Speaker
Porranee Singpliam | Assistant Professor, Faculty of Arts, Chulalongkorn University; HYI Visiting Scholar, 2024-25
Chair/Discussant
Michael Herzfeld | Ernest E. Monrad Research Professor of the Social Sciences Emeritus, Harvard University
Co-sponsored with the Asia Center
Many observers have held that neoliberalism, as a class project, results in the undoing of feminism (Baer 2016). Neoliberalism espouses key ideas of freedom, self responsibility, privatization, and the free market, and the consolidation of capitalist power. Thailand’s neoliberal reform caused disparities between urban and regional provinces. In this “socio-economic malaise”, capitalists thrived (Khoo 2010: 11). Neoliberalism also intersects closely with gender ideologies. With an almost twenty percent increase in the proportion of women MPs, women politicians are now visible in the previously male arena.

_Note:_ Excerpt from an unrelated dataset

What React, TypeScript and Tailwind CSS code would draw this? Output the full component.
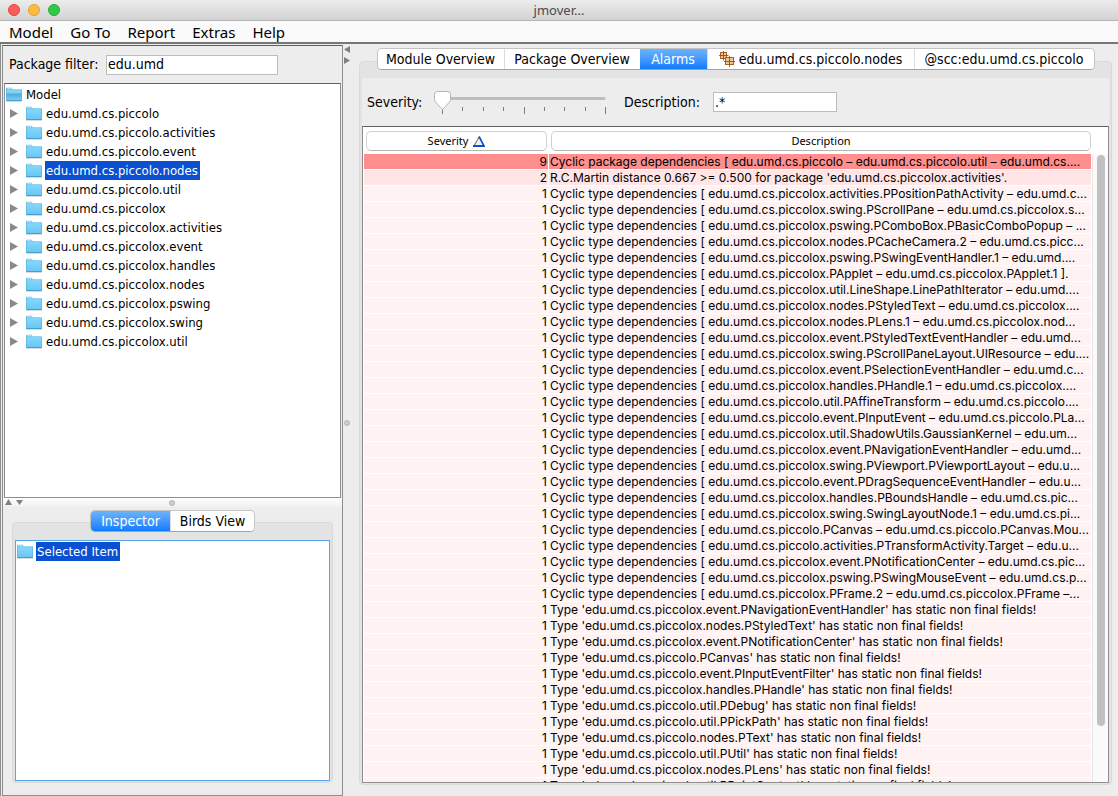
import React, { useState } from "react";
import clsx from "clsx";

interface Alarm {
  severity: number;
  text: string;
}

const PACKAGES = [
  "edu.umd.cs.piccolo",
  "edu.umd.cs.piccolo.activities",
  "edu.umd.cs.piccolo.event",
  "edu.umd.cs.piccolo.nodes",
  "edu.umd.cs.piccolo.util",
  "edu.umd.cs.piccolox",
  "edu.umd.cs.piccolox.activities",
  "edu.umd.cs.piccolox.event",
  "edu.umd.cs.piccolox.handles",
  "edu.umd.cs.piccolox.nodes",
  "edu.umd.cs.piccolox.pswing",
  "edu.umd.cs.piccolox.swing",
  "edu.umd.cs.piccolox.util",
];

const CYCLES = [
  "edu.umd.cs.piccolox.activities.PPositionPathActivity – edu.umd.c...",
  "edu.umd.cs.piccolox.swing.PScrollPane – edu.umd.cs.piccolox.s...",
  "edu.umd.cs.piccolox.pswing.PComboBox.PBasicComboPopup – ...",
  "edu.umd.cs.piccolox.nodes.PCacheCamera.2 – edu.umd.cs.picc...",
  "edu.umd.cs.piccolox.pswing.PSwingEventHandler.1 – edu.umd....",
  "edu.umd.cs.piccolox.PApplet – edu.umd.cs.piccolox.PApplet.1 ].",
  "edu.umd.cs.piccolox.util.LineShape.LinePathIterator – edu.umd....",
  "edu.umd.cs.piccolox.nodes.PStyledText – edu.umd.cs.piccolox....",
  "edu.umd.cs.piccolox.nodes.PLens.1 – edu.umd.cs.piccolox.nod...",
  "edu.umd.cs.piccolox.event.PStyledTextEventHandler – edu.umd...",
  "edu.umd.cs.piccolox.swing.PScrollPaneLayout.UIResource – edu....",
  "edu.umd.cs.piccolox.event.PSelectionEventHandler – edu.umd.c...",
  "edu.umd.cs.piccolox.handles.PHandle.1 – edu.umd.cs.piccolox....",
  "edu.umd.cs.piccolo.util.PAffineTransform – edu.umd.cs.piccolo....",
  "edu.umd.cs.piccolo.event.PInputEvent – edu.umd.cs.piccolo.PLa...",
  "edu.umd.cs.piccolox.util.ShadowUtils.GaussianKernel – edu.um...",
  "edu.umd.cs.piccolox.event.PNavigationEventHandler – edu.umd...",
  "edu.umd.cs.piccolox.swing.PViewport.PViewportLayout – edu.u...",
  "edu.umd.cs.piccolo.event.PDragSequenceEventHandler – edu.u...",
  "edu.umd.cs.piccolox.handles.PBoundsHandle – edu.umd.cs.pic...",
  "edu.umd.cs.piccolox.swing.SwingLayoutNode.1 – edu.umd.cs.pi...",
  "edu.umd.cs.piccolo.PCanvas – edu.umd.cs.piccolo.PCanvas.Mou...",
  "edu.umd.cs.piccolo.activities.PTransformActivity.Target – edu.u...",
  "edu.umd.cs.piccolox.event.PNotificationCenter – edu.umd.cs.pic...",
  "edu.umd.cs.piccolox.pswing.PSwingMouseEvent – edu.umd.cs.p...",
  "edu.umd.cs.piccolox.PFrame.2 – edu.umd.cs.piccolox.PFrame –...",
];

const STATIC_FIELDS = [
  "edu.umd.cs.piccolox.event.PNavigationEventHandler",
  "edu.umd.cs.piccolox.nodes.PStyledText",
  "edu.umd.cs.piccolox.event.PNotificationCenter",
  "edu.umd.cs.piccolo.PCanvas",
  "edu.umd.cs.piccolo.event.PInputEventFilter",
  "edu.umd.cs.piccolox.handles.PHandle",
  "edu.umd.cs.piccolo.util.PDebug",
  "edu.umd.cs.piccolo.util.PPickPath",
  "edu.umd.cs.piccolo.nodes.PText",
  "edu.umd.cs.piccolo.util.PUtil",
  "edu.umd.cs.piccolox.nodes.PLens",
  "edu.umd.cs.piccolo.util.PPaintContext",
];

const ALARMS: Alarm[] = [
  {
    severity: 9,
    text: "Cyclic package dependencies [ edu.umd.cs.piccolo – edu.umd.cs.piccolo.util – edu.umd.cs....",
  },
  {
    severity: 2,
    text: "R.C.Martin distance 0.667 >= 0.500 for package 'edu.umd.cs.piccolox.activities'.",
  },
  ...CYCLES.map((c) => ({ severity: 1, text: `Cyclic type dependencies [ ${c}` })),
  ...STATIC_FIELDS.map((t) => ({ severity: 1, text: `Type '${t}' has static non final fields!` })),
];

const FolderIcon = ({ open = false }: { open?: boolean }) => (
  <svg viewBox="0 0 16 15" className="w-4 h-[15px] shrink-0" aria-hidden="true">
    <defs>
      <linearGradient id="folderFront" x1="0" y1="0" x2="0" y2="1">
        <stop offset="0" stopColor="#84d6fb" />
        <stop offset="1" stopColor="#66c7f5" />
      </linearGradient>
      <linearGradient id="folderOpen" x1="0" y1="0" x2="0" y2="1">
        <stop offset="0" stopColor="#4ba8d4" />
        <stop offset="1" stopColor="#7ccdf3" />
      </linearGradient>
    </defs>
    <path d="M0 13V1.800Q0 .8 1 .8h4.500l1.300 1.400H15q1 0 1 .8v10z" fill="#5fb9e2" />
    <path d="M1 1.500h4.500M1 3h14" stroke="#a5e1fb" />
    <path d="M.3 3.500h15.400v10H.3z" fill="url(#folderFront)" />
    {open && <path d="M.5 6.500h15v6.500H.5z" fill="url(#folderOpen)" />}
    <path d="M0 3.500v10M16 3.500v10" stroke="#55b2de" />
    <path d="M.3 13.500h15.400" stroke="#459fcc" />
    <path d="M0 14.500h16" stroke="#000" strokeOpacity=".14" />
  </svg>
);

const Arrow = ({ dir }: { dir: "left" | "right" | "up" | "down" }) => {
  const shapes = {
    left: "M6 0v7L0 3.5z",
    right: "M0 0v7l6-3.5z",
    up: "M0 6h7L3.5 0z",
    down: "M0 1h7L3.5 6z",
  };
  return (
    <svg viewBox="0 0 7 7" className="w-[7px] h-[7px] block" aria-hidden="true">
      <path d={shapes[dir]} fill="#808080" />
    </svg>
  );
};

const PackagesIcon = () => (
  <svg viewBox="0 0 16 16" className="w-4 h-4 shrink-0" aria-hidden="true">
    <g stroke="#a5622a" fill="#f3c48c">
      <rect x="1.500" y="1.500" width="6" height="6" />
      <rect x="6.500" y="6.500" width="8" height="7" />
    </g>
    <path
      d="M4.500 0v9.500M0 4.500h9.500M10.500 5v11M5 10.500h11"
      fill="none"
      stroke="#8a4310"
      strokeOpacity=".8"
    />
  </svg>
);

const Grip = () => <span className="block w-[6px] h-[6px] rounded-full bg-[#cfcfcf] border border-[#b2b2b2]" />;

interface TabProps {
  label: string;
  active: boolean;
  width: string;
  onClick: () => void;
  icon?: React.ReactNode;
}

const Tab = ({ label, active, width, onClick, icon }: TabProps) => (
  <button
    role="tab"
    aria-selected={active}
    onClick={onClick}
    className={clsx(
      "h-5 flex items-center justify-center gap-1 text-[14px] leading-5 whitespace-nowrap",
      width,
      active
        ? "bg-gradient-to-b from-[#6cb3fa] to-[#0a7cff] text-white"
        : "bg-white text-black border-l border-[#dcdcdc] first:border-l-0"
    )}
  >
    {icon}
    {label}
  </button>
);

const MAIN_TABS = [
  { label: "Module Overview", width: "w-[126px]" },
  { label: "Package Overview", width: "w-[136px]" },
  { label: "Alarms", width: "w-[67px]" },
  { label: "edu.umd.cs.piccolo.nodes", width: "w-[207px]", icon: <PackagesIcon /> },
  { label: "@scc:edu.umd.cs.piccolo", width: "w-[180px]" },
];

const SIDE_TABS = [
  { label: "Inspector", width: "w-[79px]" },
  { label: "Birds View", width: "w-[84px]" },
];

const TAB_BAR =
  "relative z-10 flex self-center rounded-[5px] overflow-hidden border border-[#c4c4c4] border-b-[#a3a3a3]";

const SeveritySlider = () => {
  const [value, setValue] = useState(0);
  return (
    <div className="relative w-[180px] h-6">
      <svg viewBox="0 0 180 24" className="w-full h-full block" aria-hidden="true">
        <path d="M11 8.500h160" stroke="#bdbdbd" strokeWidth="3" strokeLinecap="round" />
        {[0, 1, 2, 3, 4, 5, 6, 7, 8].map((i) => (
          <path
            key={i}
            d={`M${9.5 + Math.round(i * 20.4)} 17v${i % 4 === 0 ? 7 : 4}`}
            stroke="#7d7d7d"
          />
        ))}
        <g transform={`translate(${value * 20.4} 0)`}>
          <path
            d="M4.500 1.500h10q3 0 3 3v5q0 1.500-1 2.500l-7 7.500-7-7.500q-1-1-1-2.500v-5q0-3 3-3z"
            fill="#fff"
            stroke="#b5b5b5"
          />
        </g>
      </svg>
      <input
        id="severity"
        type="range"
        min={0}
        max={8}
        value={value}
        onChange={(e) => setValue(Number(e.target.value))}
        className="absolute inset-0 w-full h-full appearance-none bg-transparent [&::-webkit-slider-thumb]:appearance-none [&::-webkit-slider-thumb]:w-4 [&::-webkit-slider-thumb]:h-5"
      />
    </div>
  );
};

const TitleBar = () => (
  <header className="relative h-[21px] shrink-0 flex items-center justify-center bg-gradient-to-b from-[#ececec] to-[#d3d3d3] border-b border-[#b4b4b4]">
    <div className="absolute left-2 flex gap-2">
      <button aria-label="Close" className="w-3 h-3 rounded-full bg-[#fc5b57] border border-[#e2443f]" />
      <button aria-label="Minimize" className="w-3 h-3 rounded-full bg-[#fdbc40] border border-[#e0a134]" />
      <button aria-label="Zoom" className="w-3 h-3 rounded-full bg-[#34c84a] border border-[#27a935]" />
    </div>
    <h1 className="font-['Noto_Sans',sans-serif] text-[13px] leading-5 text-[#4a4a4a]">jmover...</h1>
  </header>
);

const MenuBar = () => (
  <nav className="h-[23px] shrink-0 flex items-center gap-[17px] px-[9px] bg-[#fafafa] border-b-2 border-[#767676] font-['Noto_Sans',sans-serif] text-[15px] leading-5">
    {["Model", "Go To", "Report", "Extras", "Help"].map((m) => (
      <button key={m}>{m}</button>
    ))}
  </nav>
);

const PackageTree = () => {
  const [selected, setSelected] = useState("edu.umd.cs.piccolo.nodes");
  return (
    <ul className="flex-1 min-h-0 overflow-hidden bg-white border border-[#8e8e8e] border-t-[#606060] mx-px pt-px text-[13px] leading-[19px]">
      <li className="flex items-center h-[19px] pl-px">
        <FolderIcon open />
        <span className="px-1">Model</span>
      </li>
      {PACKAGES.map((p) => (
        <li key={p} className="flex items-center h-[19px] pl-[5px]">
          <svg viewBox="0 0 8 9" className="w-2 h-[9px] mr-2" aria-hidden="true">
            <path d="M0 0v9l8-4.500z" fill="#8a8a8a" />
          </svg>
          <FolderIcon />
          <button
            onClick={() => setSelected(p)}
            className={clsx("ml-[3px] pl-px pr-[2px]", p === selected && "bg-[#0a50d0] text-white")}
          >
            {p}
          </button>
        </li>
      ))}
    </ul>
  );
};

const SidePanel = () => {
  const [filter, setFilter] = useState("edu.umd");
  const [tab, setTab] = useState("Inspector");
  return (
    <aside className="w-[341px] shrink-0 flex flex-col mt-px ml-px border border-[#8e8e8e] border-t-[#606060]">
      <div className="flex items-center gap-2 h-[37px] shrink-0 px-[6px] text-[14px]">
        <label htmlFor="filter" className="w-[89px] whitespace-nowrap">
          Package filter:
        </label>
        <input
          id="filter"
          value={filter}
          onChange={(e) => setFilter(e.target.value)}
          className="w-[172px] h-5 px-px bg-white border border-[#bdbdbd] outline-none"
        />
      </div>
      <PackageTree />
      <div className="h-[9px] shrink-0 flex items-center gap-1 px-[2px] bg-gradient-to-b from-white to-[#f0f0f0]">
        <Arrow dir="up" />
        <Arrow dir="down" />
        <div className="flex-1 flex justify-center pr-6">
          <Grip />
        </div>
      </div>
      <section className="h-[288px] shrink-0 flex flex-col px-[9px] pt-[3px] pb-3">
        <div role="tablist" className={TAB_BAR}>
          {SIDE_TABS.map((t) => (
            <Tab key={t.label} {...t} active={tab === t.label} onClick={() => setTab(t.label)} />
          ))}
        </div>
        <div className="flex-1 -mt-[10px] flex flex-col rounded-[4px] bg-[#e3e3e3] border border-[#dadada] px-[2px] pt-[17px] pb-px">
          <div className="flex-1 bg-white border border-[#57a5ea] pt-px text-[13px] leading-[19px]">
            <div className="flex items-center pl-px">
              <FolderIcon />
              <span className="ml-[3px] pl-px pr-[2px] bg-[#0a50d0] text-white">Selected Item</span>
            </div>
          </div>
        </div>
      </section>
    </aside>
  );
};

const AlarmTable = () => (
  <div className="flex-1 min-h-0 flex bg-white border border-[#8e8e8e] border-t-[#606060] pl-px overflow-hidden">
    <div className="flex-1 min-w-0 h-0">
      <table className="w-full table-fixed border-separate border-spacing-0 font-['Inter',sans-serif] text-[12px]">
        <colgroup>
          <col className="w-[185px]" />
          <col />
        </colgroup>
        <thead className="font-['Noto_Sans',sans-serif] text-[11px]">
          <tr>
            <th className="pt-1 pb-[3px] pl-[2px] pr-[2px] font-normal">
              <button className="w-full h-5 flex items-center justify-center gap-[5px] rounded-[5px] bg-white border border-[#d0d0d0] border-b-[#b5b5b5]">
                Severity
                <svg viewBox="0 0 12 11" className="w-3 h-[11px]" aria-hidden="true">
                  <path d="M1 10L6 1" stroke="#8c8c8c" strokeWidth="1.500" />
                  <path d="M6 .5L11 10H0" fill="none" stroke="#1150c8" strokeWidth="1.800" />
                  <path d="M6 3l3 5.500H3z" fill="#eee" />
                </svg>
              </button>
            </th>
            <th className="pt-1 pb-[3px] pl-[2px] font-normal">
              <button className="w-full h-5 rounded-[5px] bg-white border border-[#d0d0d0] border-b-[#b5b5b5]">
                Description
              </button>
            </th>
          </tr>
        </thead>
        <tbody className="leading-[15px]">
          {ALARMS.map((a) => (
            <tr
              key={a.text}
              className={clsx(
                a.severity === 9 && "bg-[#ff8e8e]",
                a.severity === 2 && "bg-[#ffe5e5]",
                a.severity === 1 && "bg-[#fff2f2]"
              )}
            >
              <td className="h-4 p-0 pr-px text-right border-b border-r border-white">{a.severity}</td>
              <td className="h-4 p-0 pl-px whitespace-nowrap border-b border-white">{a.text}</td>
            </tr>
          ))}
        </tbody>
      </table>
    </div>
    <div className="w-4 ml-px mt-[27px] shrink-0 flex justify-center bg-[#fafafa] border-l border-[#e6e6e6]">
      <div className="w-2 h-[91%] mt-px rounded-full bg-[#c1c1c1]" />
    </div>
  </div>
);

const AlarmsPanel = () => {
  const [tab, setTab] = useState("Alarms");
  const [description, setDescription] = useState(".*");
  return (
    <main className="flex-1 min-w-0 flex flex-col pt-1 pl-2 pr-[6px] pb-[11px]">
      <div role="tablist" className={TAB_BAR}>
        {MAIN_TABS.map((t) => (
          <Tab key={t.label} {...t} active={tab === t.label} onClick={() => setTab(t.label)} />
        ))}
      </div>
      <div className="flex-1 min-h-0 -mt-[9px] flex flex-col rounded-[4px] bg-[#e3e3e3] border border-[#dadada] px-[2px] pt-4 pb-px">
        <div className="h-12 shrink-0 flex items-center px-[5px] bg-[#ededed] text-[14px]">
          <label htmlFor="severity" className="w-[66px]">
            Severity:
          </label>
          <SeveritySlider />
          <label htmlFor="description" className="w-[80px] ml-[11px]">
            Description:
          </label>
          <input
            id="description"
            value={description}
            onChange={(e) => setDescription(e.target.value)}
            className="w-[124px] h-5 ml-[9px] px-px bg-white border border-[#bdbdbd] outline-none"
          />
        </div>
        <AlarmTable />
      </div>
    </main>
  );
};

export default function App() {
  return (
    <div className="h-screen flex flex-col overflow-hidden bg-[#ededed] text-black font-['DejaVu_Sans_Condensed','Noto_Sans',sans-serif]">
      <TitleBar />
      <MenuBar />
      <div className="flex-1 min-h-0 flex border-l border-[#8e8e8e]">
        <SidePanel />
        <div className="relative w-2 shrink-0 flex flex-col items-center gap-1 pt-[2px]">
          <Arrow dir="left" />
          <Arrow dir="right" />
          <div className="absolute top-1/2">
            <Grip />
          </div>
        </div>
        <AlarmsPanel />
      </div>
    </div>
  );
}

The rhetoric of “superwoman” (ผู้หญิงเก่ง) gained prominence. While neoliberalism reinforces precarity, it fosters flexibility, empowerment, and autonomy for some. To understand where these success stories originate, I employ a qualitative method that involves interviewing Thai women MPs who are in the Committee that oversees activities including children, young adults, women, elderly, people with disabilities, ethnic groups, and gender diverse individuals (คณะกรรมาธิการกิจการเด็ก เยาวชน สตรี ผู้สูงอายุ ผู้พิการ กลุ่มชาติพันธุ์ และผู้ที่มีความหลากหลายทางเพศ). It emerges that some women politicians embody neoliberal selves (Chen 2013), where the central neoliberal principle involves treating homo economicus as the model of personhood. Their bodily dispositions align with the pursuit of individual choices, led by entrepreneurial activity in the capitalist commodifying culture, as is evident in their corporeal capital. I examine the interplay between neoliberalism and Thai women politicians as immanent neoliberal subjects who epitomize hegemonic femininity (Baer 2016; Chen 2013) while simultaneously working toward political changes. While the literature on neoliberalism and gender focuses on how women may distance themselves from the politics of the collective and the unchanged structural inequalities, Thai women politicians embody normative femininity (where opulence symbolizes their agency) while also working toward mobilizing political change.